The next day, we tested everyone’s endurance by hiking in the Valdivian rainforest. It was really beautiful with some stellar views. We had a great lunch at a cafe near the national park (and everyone got to try our favorite drink, jugo natural). We attempted to attend Noche Valdiviana later that night, which is a boat parade with lots of lights, but we struck out a bit with our location to view it. We were all pretty beat from the hike, so we just headed to bed.

Puerto Varas

The next morning, we woke up and headed to Puerto Varas. Puerto Varas is a beautiful town along Lake Llanquihue and the Osorno Volcano.
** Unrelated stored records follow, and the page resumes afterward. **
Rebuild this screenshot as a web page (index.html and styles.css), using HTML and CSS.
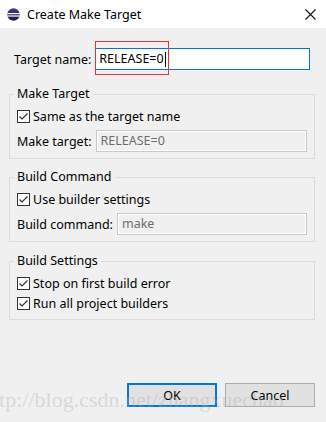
FILE: index.html
```html
<!DOCTYPE html>
<html lang="en">
  <head>
    <meta charset="UTF-8" />
    <meta name="viewport" content="width=device-width, initial-scale=1.0" />
    <title>Create Make Target</title>
    <link rel="stylesheet" href="styles.css">
  </head>
  <body>
    <div class="window">
      <div class="titlebar">
        <svg class="app-icon" width="13" height="13" viewBox="0 0 13 13">
          <defs>
            <linearGradient id="eclipse" x1="0" y1="0" x2="0" y2="1">
              <stop offset="0" stop-color="#473a8a" />
              <stop offset="1" stop-color="#1f1840" />
            </linearGradient>
          </defs>
          <circle cx="6.5" cy="6.5" r="6.2" fill="url(#eclipse)" />
          <rect x="0.3" y="5" width="12.4" height="1.2" fill="#fff" />
          <rect x="0.3" y="7.4" width="12.4" height="1.2" fill="#fff" />
        </svg>
        <span class="title">Create Make Target</span>
        <svg class="close" width="11" height="11" viewBox="0 0 11 11">
          <path d="M0.5 0.5 L10.5 10.5 M10.5 0.5 L0.5 10.5" stroke="#111" stroke-width="1.1" />
        </svg>
      </div>

      <div class="content">
        <div class="row target-row">
          <span class="label">Target name:</span>
          <div class="input focused">
            RELEASE=0<span class="caret"></span>
            <div class="highlight"></div>
          </div>
        </div>

        <fieldset class="group">
          <legend>Make Target</legend>
          <label class="check">
            <svg width="13" height="13" viewBox="0 0 13 13"><rect x="0.5" y="0.5" width="12" height="12" fill="#fff" stroke="#333" /><path d="M2.5 6.5 L5 9 L10.5 3.5" fill="none" stroke="#333" stroke-width="1.2" /></svg>
            Same as the target name
          </label>
          <div class="row field">
            <span class="label">Make target:</span>
            <div class="input disabled">RELEASE=0</div>
          </div>
        </fieldset>

        <fieldset class="group">
          <legend>Build Command</legend>
          <label class="check">
            <svg width="13" height="13" viewBox="0 0 13 13"><rect x="0.5" y="0.5" width="12" height="12" fill="#fff" stroke="#333" /><path d="M2.5 6.5 L5 9 L10.5 3.5" fill="none" stroke="#333" stroke-width="1.2" /></svg>
            Use builder settings
          </label>
          <div class="row field">
            <span class="label">Build command:</span>
            <div class="input disabled">make</div>
          </div>
        </fieldset>

        <fieldset class="group last">
          <legend>Build Settings</legend>
          <label class="check">
            <svg width="13" height="13" viewBox="0 0 13 13"><rect x="0.5" y="0.5" width="12" height="12" fill="#fff" stroke="#333" /><path d="M2.5 6.5 L5 9 L10.5 3.5" fill="none" stroke="#333" stroke-width="1.2" /></svg>
            Stop on first build error
          </label>
          <label class="check">
            <svg width="13" height="13" viewBox="0 0 13 13"><rect x="0.5" y="0.5" width="12" height="12" fill="#fff" stroke="#333" /><path d="M2.5 6.5 L5 9 L10.5 3.5" fill="none" stroke="#333" stroke-width="1.2" /></svg>
            Run all project builders
          </label>
        </fieldset>

        <div class="buttons">
          <button class="btn default">OK</button>
          <button class="btn">Cancel</button>
        </div>
      </div>

      <div class="watermark">http://blog.csdn.net/zhangxuechao</div>
    </div>
  </body>
</html>
```

FILE: styles.css
```css
body {
  margin: 0;
  background-color: #f0f0f0;
  font-family: "Noto Sans", "Noto Sans CJK SC", sans-serif;
  font-size: 12.5px;
  color: #000;
}

.window {
  position: relative;
  width: 326px;
  height: 422px;
  overflow: hidden;
  background-color: #f0f0f0;
}

.titlebar {
  display: flex;
  align-items: center;
  height: 28px;
  padding: 0 10px 0 7px;
  background-color: #fff;
}

.app-icon {
  margin-right: 7px;
}

.title {
  flex: 1;
}

.content {
  padding: 0 11px 0 9px;
}

.row {
  display: flex;
  align-items: center;
  height: 22px;
}

.label {
  margin-right: 4px;
  white-space: nowrap;
}

.target-row {
  margin: 20px 5px 0 5px;
}

.input {
  flex: 1;
  box-sizing: border-box;
  height: 22px;
  padding-left: 3px;
  line-height: 20px;
}

.input.focused {
  position: relative;
  display: flex;
  align-items: center;
  border: 1px solid #0078d7;
  background-color: #fff;
}

.caret {
  width: 1px;
  height: 15px;
  margin-left: 1px;
  background-color: #000;
}

.input.disabled {
  border: 1px solid #c8c8c8;
  box-shadow: inset 0 0 0 1px #fff;
  color: #6d6d6d;
  padding-left: 4px;
}

.highlight {
  position: absolute;
  left: -1px;
  top: -8px;
  width: 72px;
  height: 32px;
  border: 1px solid #e53333;
}

.group {
  margin: 16px 0 0;
  padding: 6px 7px 6px;
  border: 1px solid #dcdcdc;
  min-width: 0;
}

.group + .group {
  margin-top: 10px;
}

.group.last {
  margin-top: 11px;
  padding-bottom: 8px;
}

.group legend {
  padding: 0 3px;
  margin-left: -3px;
  line-height: 16px;
}

.check {
  display: flex;
  align-items: center;
  gap: 3px;
  height: 16px;
}

.check + .check {
  margin-top: 4px;
}

.field {
  margin-top: 6px;
}

.buttons {
  display: flex;
  justify-content: flex-end;
  gap: 8px;
  margin-top: 63px;
}

.btn {
  width: 90px;
  height: 24px;
  padding: 0;
  font-family: inherit;
  font-size: 12.5px;
  color: #000;
  background-color: #e1e1e1;
  border: 1px solid #adadad;
}

.btn.default {
  border: 2px solid #0078d7;
}

.watermark {
  position: absolute;
  left: -18px;
  top: 387px;
  font-family: "Liberation Serif", serif;
  font-size: 22px;
  color: rgba(170, 170, 170, 0.35);
  white-space: nowrap;
  pointer-events: none;
}
```
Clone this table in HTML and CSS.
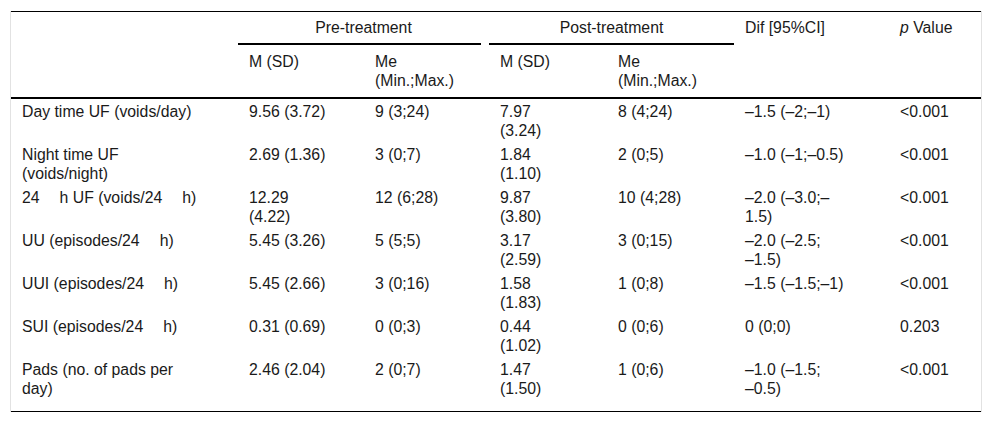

It’s quite the argument among many, but Puerto Varas is considered the gateway to Patagonia. It was about a 2.5 hour drive from Valdivia, so not too bad. Funny story, we heard about this brewery called Chester Beer (and my sister’s boyfriend’s name is Chester) so we made it a mission to surprise him with a few bottles and try to visit the brewery. Our first day was pretty low key, we checked into our Airbnb and made dinner at home.

The second day was really awesome. We took an all-day boat tour across Lake Todos Los Santos to the town of Peulla (which is 20-ish kilometers from Bariloche/Argentina) and it was absolutely adorable. We did a ziplining tour (which my mom loved) and an eco-tour, where we were able to feed some animals and take in some great mountain views. After heading back to the port, we stopped by a pizza place that our guide had recommended.

Pucón

Ahhh, Pucón. This gem is a quick 1.5 hours from where we live in Temuco. However, from Puerto Varas, it took about 4 hours. We walked around town once we arrived and picked some activities to do. We netted out on a boat tour and a visit to hot springs.

The weather was absolutely wonderful, we couldn’t have asked for better weather during their visit. And I think it was a nice break for them from the brutal Chicago winter. The sunset sail was definitely a highlight for all, with the Villarica Volcano in the background (which is still active!).

People equate Pucón to Aspen, with cute little shops, restaurants, and bars in a downtown area with mountains in the background. Walking around town was a great way to take in the town.

My dad unfortunately was struck with a stomach bug the day we were headed to Temuco, which was a bummer. We’re not sure what it was from. So he was down a couple of days, but luckily the drive wasn’t too long from Pucón to our next destination – Temuco!

Temuco

We wanted to show everyone our apartment and where we worked, and also show them the museum store (because they definitely wanted some gifts to take back home). It was nice because my family has seen some of the videos and photos I’ve been posting, and they wanted socks from Margarita, or a table runner from Isabel, so that was really cool. I hope that the QR codes for the new product labels will be a little taste of that for people that are in the store or after they buy a piece.

No one was at the foundation Thursday or Friday because of the internet issues, so we stayed in town for the most part. We took them to dinner at our favorite burger place. But with my dad feeling under the weather (and I got hit with a lesser version of it) we layed low until our flight to Santiago at 10pm.

Santiago Region

My family was flying in and out of Santiago from Chicago, so we flew back a few days early to explore some areas around Santiago. Santiago is a nice city; Nick and I spent our first five days there. But Santiago is a global city, and in some ways, global cities can start to become similar. So we encouraged everyone to explore some areas outside of Santiago that are distinctly Chilean and use Santiago as a home base.

My sister had an interest in checking out Valparaiso and my family enjoys a glass (or three) of wine :), so we ventured on a day trip to Valpo Saturday (the buses from Santiago are super convenient) and booked a wine tour to the Aconcagua Valley.

Unfortunately, my dad still wasn’t feeling well, so he didn’t join us on the wine tour. Some of the places we visited were just stunning. We stopped at three different wineries (differing in size) and a liqueur-making facility, which was really interesting. In Valpo, we did the same Grafreeti tour that we did in January because we liked it so much! And the cherry on top was ending the trip at Restaurante 040. The food is just fantastic, but my favorite surprise is the rooftop bar and their creative drinks.

Everyone’s flights were a little before noon on Sunday, so they departed pretty early from the Airbnb. Nick and I decided to spend the day in the Santiago region before we flew home and explored Cajon de Maipo and Embalse el Yeso. It was really stunning; it’s a canyon of the Andes Mountains and a natural pool of glacier water, where Santiago gets most of its water. It was a nice little end to our time exploring with my family.

I miss them already, but I know the next three and half months are going to fly by!